Any specification, drawing, publication and particulars issued by the Company are accurate, but the Company does not accept responsibilities for errors or for information which is found to be misleading. Suggestions or descriptions of the end use or application of Goods or methods of working are for information only and the Company accept no liability in respect of thereof.
The Customer shall be deemed to have accepted the Goods when the Customer or his representative signs the delivery document or, if no Customer representative is available to sign the delivery document, 24 hours after delivery to the Customer.
After acceptance the Customer shall not be entitled to reject Goods which are not in accordance with the contract. Before using the Goods supplied or manufactured by the Company the Customer must satisfy himself of their suitability.
All delivery dates given by the Company are estimates only and the time of the delivery shall not be of the essence of the contract. In no circumstances whatsoever shall the Company be liable to compensate the Customer in damages or otherwise for short delivery or non-delivery or late delivery of the Goods or any of them for whatever reason or for any loss consequential or otherwise arising there from. The Company shall be entitled to deliver the Goods in one or more consignments unless otherwise agreed in advance in writing by the Company. If delivery of any item comprised in the goods has not been made within thirty days of the estimated delivery date the Customer may cancel its order in respect of that item only by giving effective notice of cancellation in writing to the Company. Such notice shall be deemed effective only upon the receipt of such notice by the Company.
If Goods for delivery in Australia do not arrive within 5 days from confirmation of the dispatch, the Customer must immediately notify the Company of non-delivery. Failure to do so may cause claims by the Company to be rejected by the carrier, in which case the Customer may lose his right to claim.
The Company has no obligation to take back Goods correctly supplied to the Customer against a valid Customer Order. Goods may be accepted back only by prior agreement with the Company.
In the event of an accepted return, a re-stocking fee of 30% of the billed amount will be applied.
If the Company agrees to accept return of Goods the Customer shall at its own cost be responsible for arranging that such Goods are delivered in as new condition to the Company.
Goods specially ordered or manufactured for the Customer shall not be accepted for return.

Warranty Statement
The Company warrants ‘Water Injectors’ and ‘Stealth Floats’ against defects in workmanship and materials for five years and Watering Guns for three years. All other products are warranted against defects in materials and workmanship for one year. Third party products sold by the Company are subject to the warranties and representations of the applicable manufacturers.
The Company’s products must be used as directed within the products instructions, failure to do so will void the warranty.
The Company’s products not purchased through the local office void their warranty.
Unless otherwise stated warranty requests are ‘back to base’, therefore the products need to be returned to Philadelphia Scientific for assessment.
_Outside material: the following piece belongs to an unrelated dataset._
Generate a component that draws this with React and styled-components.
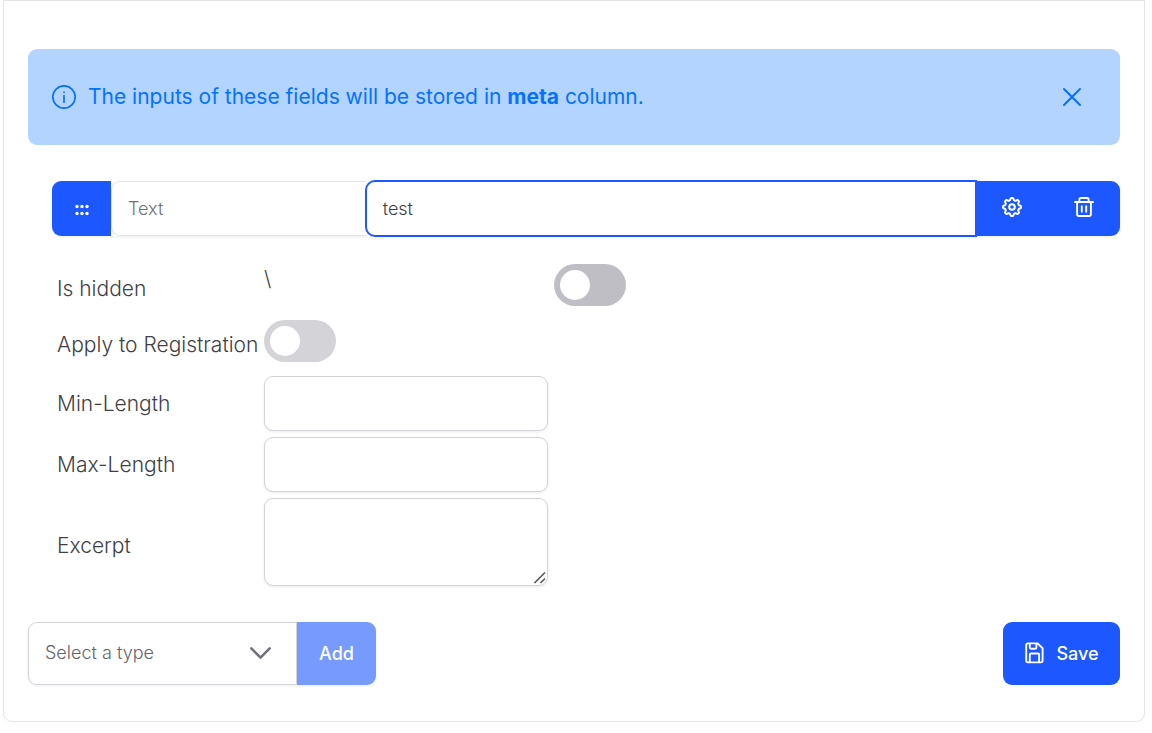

Retention of Title and Risk
No property in or title to the Goods shall pass to the Customer until the Company has received confirmed Payment in full of all sums which are due from the Customer to the Company in respect of any goods supplied under this or any other agreement now or in the future subsisting between them. As soon as Goods are ready/delivered for/to the Customer, the Goods shall be held at the risk to the Customer.
The Customer agrees that until Payment in full has been made for the Goods, the Customer shall act in fiduciary capacity as Bailee of the Goods and shall keep the Goods properly stored on its premises, protected and insured and readily identifiable as the Goods of the Company.
The Customer’s right to retain possession of the Goods and to sell the same shall automatically terminate and the Customer shall deliver up the Goods to the Company upon the happening of any of the following events:

  1. If the Customer shall become insolvent;
  2. On the appointment of a Receiver;
  3. If the Customer shall fail to make payment for the Goods by the due date or shall otherwise be in breach of the terms of this agreement and the Company shall have served notice in writing terminating the Customer’s right of possession and sale;

If the Customer being a company or a sole trader or partnership as the case may be, shall do anything which would entitle any person as against the Customer and/or its assets to:

  1. Commence proceeding for recovery of debt or damages;
  2. Issue execution (in all forms) or distress
  3. Cause a statutory demand or bankruptcy petition or winding up petition to be served;
  4. Present a petition for the appointment of an Administrator or apply for an Administration Order;
  5. or Call a meeting for the purposes of the appointment of a liquidator.

The Customer grants to the Company an irrevocable licence to enter upon any premises where the Goods are stored or where they may be reasonably be thought to be stored for the purposes of:

  1. Inspecting the same at any time and
  2. Upon termination of the right to possess the Goods, repossessing the same.
  3. The Company shall be entitled to maintain an action for the price of any Goods notwithstanding that title in them has not passed to the Customer

Patents or other proprietary information remains the Company’s property.

Remedies of Customer
Where the Customer rejects any Goods then the Customer shall have no further rights whatever in respect of the supply to the Customer of such Goods or the failure by the Company to supply Goods which conform to the contract of sale.
Where the Customer accepts or has been deemed to have accepted any Goods then the Company shall have no liability whatever to the Customer in respect of those Goods.
The Company shall not be liable to the Customer for late delivery or short delivery or wrong delivery of the Goods.

Sub-Contracting
The Company shall be entitled to carry out its obligations under this Contract by sub-contractors but shall be responsible for quality of sub contractors’ work.

Copyright
All copyright in the Conditions is and will continue to be vested in the Company.
All intellectual property rights (including copyright) in the Goods are and continue to remain vested in the Company and may not be used other than as specified in these Conditions.

Trade Marks
All proprietary rights in any trademarks and service marks, including logos ("Trade Marks") appearing are vested in the Company or third parties. Nothing herein shall be construed as granting any licence or right to use any Trade Mark for any purpose whatsoever.